Abstract:
Like most developing countries, Ethiopia's residential energy sector relies heavily on burning biomass, and cooking accounts for over 90% of the total energy used, with baking injera consuming 37% of this energy. Injera, a pan-cake-like bread consumed by most of the population, demands a temperature of 180–220 °C to be well baked. The widely spread injera baking stoves, an open-fire three-stone and electric injera baking stove, are energy inefficient; besides, for the biomass stove, the kitchen environment is highly polluted with soot and smoke that affect the health of household inhabitants. This thesis presents a new technology designed to address these challenges by utilizing an indirect solar stove for injera baking. The system incorporates an evacuated tube solar collector with a 0.52 m² absorbing area, two well-insulated heat transfer fluid (HTF) storage units, a rectangular stainless steel heat absorber tube, and three shut-off valves. Temperature is monitored using K-type thermocouples, and heat transfer is facilitated through natural circulation, driven by density variations between the receiver and stove. To optimize solar collection, V-shaped reflectors having a size (length × aperture width) of 190 cm by 18.74 cm are used to address the issue of areas of the tube that do not face the sun.
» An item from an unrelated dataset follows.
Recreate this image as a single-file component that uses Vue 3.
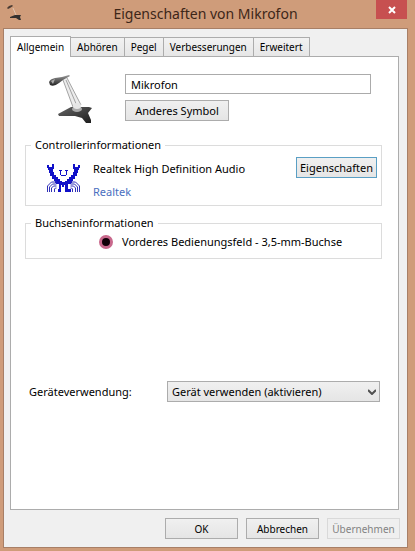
<template>
    <div class="window">
        <header class="titlebar">
            <svg class="app-icon" viewBox="0 0 16 18" aria-hidden="true">
                <path d="M0 4 L2 2 L5 1 L6 2 L3 4 L1 5 Z" fill="#4b3b33" />
                <path d="M6 4 L9 11" stroke="#dfc4b0" stroke-width="1" />
                <path d="M3 13 L8 11 L14 11 L13 13 L14 16 L12 16 L9 14 L3 14 Z" fill="#33302f" />
            </svg>
            <h1>Eigenschaften von Mikrofon</h1>
            <button class="close" type="button" aria-label="Schließen">
                <svg viewBox="0 0 8 8" aria-hidden="true">
                    <path d="M1 1 L7 7 M7 1 L1 7" stroke="#fff" stroke-width="2" />
                </svg>
            </button>
        </header>

        <main class="client">
            <div class="tabs" role="tablist">
                <button
                    v-for="tab in tabs"
                    :key="tab"
                    type="button"
                    role="tab"
                    class="tab"
                    :class="{ active: tab === activeTab }"
                    :aria-selected="tab === activeTab"
                    @click="activeTab = tab"
                >{{ tab }}</button>
            </div>

            <section class="panel" role="tabpanel">
                <div class="device">
                    <svg class="mic" viewBox="0 0 44 50" aria-hidden="true">
                        <defs>
                            <linearGradient id="head" x1="0" y1="0" x2="0" y2="1">
                                <stop offset="0" stop-color="#999" />
                                <stop offset="1" stop-color="#222" />
                            </linearGradient>
                            <linearGradient id="base" x1="0" y1="0" x2="1" y2="1">
                                <stop offset="0" stop-color="#666" />
                                <stop offset="1" stop-color="#1c1c1c" />
                            </linearGradient>
                        </defs>
                        <path d="M9 40 L22 33 L40 33 L43 34 L39 39 L42 46 L42 49 L37 49 L33 44 L26 42 L10 42 Z" fill="url(#base)" />
                        <path d="M14 6 L18 4 L32 31 L24 33 Z" fill="#ececec" />
                        <path d="M14 6 L24 33 M17 6 L28 32 M18 4 L32 31" stroke="#a4a4a4" stroke-width="1" fill="none" />
                        <ellipse cx="28" cy="35" rx="5" ry="3" fill="#aaa" />
                        <ellipse cx="28" cy="32" rx="4" ry="3" fill="#e6e6e6" />
                        <path d="M0 8 Q1 5 6 4 L13 3 L20 1 L21 2 L14 6 L10 9 Q5 13 1 11 Z" fill="url(#head)" />
                        <path d="M2 7 L6 5 L4 10 Z" fill="#aaa" />
                    </svg>
                    <div class="device-fields">
                        <input v-model="deviceName" class="name" type="text" aria-label="Gerätename" />
                        <button class="btn symbol" type="button">Anderes Symbol</button>
                    </div>
                </div>

                <fieldset class="group controller">
                    <legend>Controllerinformationen</legend>
                    <svg class="crab" viewBox="0 0 34 30" aria-hidden="true">
                        <g fill="#1010c8">
                            <path d="M0 1 h2 v2 h3 v-3 h2 v5 h-1 v3 h1 v3 h2 v2 h2 v2 h2 v2 h1 v2 h-6 v-2 h-1 v-2 h-2 v-3 h-2 v-3 h-1 v-3 h-1 v-2 h-1 Z" />
                            <path d="M33 1 h-2 v2 h-3 v-3 h-2 v5 h1 v3 h-1 v3 h-2 v2 h-2 v2 h-2 v2 h-1 v2 h6 v-2 h1 v-2 h2 v-3 h2 v-3 h1 v-3 h1 v-2 h1 Z" />
                            <path d="M9 17 h6 v1 h3 v-1 h6 v3 h-3 v5 h3 v3 h-6 v-7 h-1 v2 h-2 v-2 h-1 v7 h-3 v-3 h1 v-5 h-3 Z" />
                        </g>
                        <path d="M12 6.5 h3 M18 6.5 h3 M13.5 6 v5 M19.5 6 v5 M14 11.5 h5" fill="none" stroke="#1010c8" stroke-width="1" />
                        <g fill="none" stroke="#3030b8" stroke-width="1">
                            <path d="M.5 28 v-6 l4 -4 h5 M2.5 28 v-5 l3 -3 h4 M4.5 28 v-4 l2 -2 h3 M7.5 28 v-3 l1 -1 h1" />
                            <path d="M32.5 28 v-6 l-4 -4 h-5 M30.5 28 v-5 l-3 -3 h-4 M28.5 28 v-4 l-2 -2 h-3 M25.5 28 v-3 l-1 -1 h-1" />
                        </g>
                    </svg>
                    <div class="controller-text">
                        <span>Realtek High Definition Audio</span>
                        <a href="#">Realtek</a>
                    </div>
                    <button class="btn focused" type="button">Eigenschaften</button>
                </fieldset>

                <fieldset class="group jack">
                    <legend>Buchseninformationen</legend>
                    <span class="jack-dot"></span>
                    <span>Vorderes Bedienungsfeld - 3,5-mm-Buchse</span>
                </fieldset>

                <div class="usage">
                    <label for="usage">Geräteverwendung:</label>
                    <div class="select-box">
                        <select id="usage" v-model="usage">
                            <option value="on">Gerät verwenden (aktivieren)</option>
                            <option value="off">Gerät nicht verwenden (deaktivieren)</option>
                        </select>
                        <svg class="arrow" viewBox="0 0 8 6" aria-hidden="true">
                            <path d="M0 1 L4 5 L8 1" fill="none" stroke="#505050" stroke-width="2" />
                        </svg>
                    </div>
                </div>
            </section>

            <footer class="actions">
                <button class="btn" type="button">OK</button>
                <button class="btn" type="button">Abbrechen</button>
                <button class="btn" type="button" disabled>Übernehmen</button>
            </footer>
        </main>
    </div>
</template>

<script setup>
import { ref } from 'vue';

const tabs = ['Allgemein', 'Abhören', 'Pegel', 'Verbesserungen', 'Erweitert'];
const activeTab = ref('Allgemein');
const deviceName = ref('Mikrofon');
const usage = ref('on');
</script>

<style>
body {
    margin: 0;
}
</style>

<style scoped>
.window {
    box-sizing: border-box;
    display: flex;
    flex-direction: column;
    min-height: 100vh;
    padding: 0 7px 3px 3px;
    background: #cf9c7a;
    color: #000;
    font-family: "Noto Sans", "Open Sans", sans-serif;
    font-size: 11px;
    line-height: 16px;
}

button,
input,
select {
    box-sizing: border-box;
    margin: 0;
    font: inherit;
    color: inherit;
}

.titlebar {
    display: grid;
    grid-template-columns: 32px 1fr 32px;
    align-items: start;
    height: 28px;
}

.app-icon {
    width: 16px;
    height: 18px;
    margin: 4px 0 0 4px;
}

h1 {
    margin: 0;
    font-size: 14px;
    font-weight: 400;
    line-height: 28px;
    text-align: center;
    color: #3d2618;
}

.close {
    display: flex;
    align-items: center;
    justify-content: center;
    width: 31px;
    height: 19px;
    padding: 0;
    border: 0;
    background: #c75050;
}

.close svg {
    width: 8px;
    height: 8px;
}

.client {
    display: flex;
    flex: 1;
    flex-direction: column;
    padding: 7px 8px 8px 6px;
    border: 1px solid #a87f66;
    background: #f0f0f0;
}

.tabs {
    display: flex;
    align-items: flex-end;
}

.tab {
    height: 19px;
    margin-left: -1px;
    padding: 0 6px;
    border: 1px solid #acacac;
    border-bottom: 0;
    background: linear-gradient(#f2f2f2, #e6e6e6);
    font-size: 10px;
    line-height: 18px;
    white-space: nowrap;
}

.tab.active {
    position: relative;
    height: 21px;
    margin: 0 0 -1px;
    background: #fff;
}

.panel {
    flex: 1;
    padding: 17px 16px 0 14px;
    border: 1px solid #acacac;
    background: #fff;
}

.device {
    display: flex;
    gap: 32px;
    padding: 0 11px 0 24px;
}

.mic {
    width: 44px;
    height: 50px;
}

.device-fields {
    display: flex;
    flex: 1;
    flex-direction: column;
    align-items: flex-start;
    gap: 6px;
}

.name {
    width: 100%;
    height: 20px;
    padding: 0 5px;
    border: 1px solid #ababab;
    background: #fff;
}

.btn {
    height: 21px;
    padding: 0;
    border: 1px solid #acacac;
    background: linear-gradient(#f0f0f0, #e5e5e5);
    line-height: 18px;
    white-space: nowrap;
}

.btn.symbol {
    width: 104px;
}

.btn.focused {
    width: 81px;
    border-color: #5a9fc4;
}

.btn:disabled {
    border-color: #d9d9d9;
    background: #efefef;
    color: #838383;
}

.group {
    display: flex;
    min-width: 0;
    margin: 0;
    border: 1px solid #dcdcdc;
}

.group legend {
    padding: 0 4px;
}

.controller {
    align-items: flex-start;
    margin-top: 13px;
    padding: 4px 4px 5px 5px;
}

.crab {
    width: 34px;
    height: 30px;
    margin: 7px 12px 0 16px;
}

.controller-text {
    display: flex;
    flex: 1;
    flex-direction: column;
    gap: 7px;
    padding-top: 4px;
}

.controller-text a {
    color: #4a6fc0;
    text-decoration: none;
}

.jack {
    align-items: center;
    gap: 9px;
    margin-top: 9px;
    padding: 3px 5px 8px;
}

.jack-dot {
    box-sizing: border-box;
    width: 14px;
    height: 14px;
    margin-left: 68px;
    border: 3px solid #c8688c;
    border-radius: 50%;
    background: #100008;
}

.usage {
    display: flex;
    align-items: center;
    margin-top: 122px;
    padding: 0 2px 0 4px;
}

.usage label {
    width: 138px;
}

.select-box {
    position: relative;
    flex: 1;
}

.select-box select {
    display: block;
    width: 100%;
    height: 21px;
    padding: 0 20px 0 4px;
    border: 1px solid #acacac;
    border-radius: 0;
    background: linear-gradient(#f0f0f0, #e5e5e5);
    appearance: none;
}

.arrow {
    position: absolute;
    top: 8px;
    right: 4px;
    width: 8px;
    height: 6px;
    pointer-events: none;
}

.actions {
    display: flex;
    justify-content: flex-end;
    gap: 8px;
    margin: 8px -1px 0 0;
}

.actions .btn {
    width: 73px;
    font-size: 10px;
}
</style>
The system also includes a shut-off valve to control the flow of sunflower oil (HTF), heated to 300 °C, which reaches to the bottom surface of the baking pan. The technology was developed and tested at the Bahir Dar Institute of Technology, achieving a header tank temperature of up to 325 °C, an oil temperature of 282 °C in the baking compartment, and a baking pan top surface temperature of 184 °C under clear sky conditions. For the baking performance test, two rounds of injera were successfully baked. Additionally, the economic and environmental impact analyses yielded encouraging results. Overall, the solar thermal baking system demonstrated an efficiency of 38.3%. However, challenges such as HTF smokes and direct thermal-based baking models suggest that there is room for performance improvement. The adoption of the technology could be significantly enhanced by integrating refined mineral oils as HTFs and incorporating a heat storage mechanism. In conclusion, the analytical and experimental results confirm the feasibility of indirect baking of injera, a process that has not been successfully demonstrated in previous efforts.
Keywords: solar collector; evacuated tube; reflector; GHGs; injera baking stove.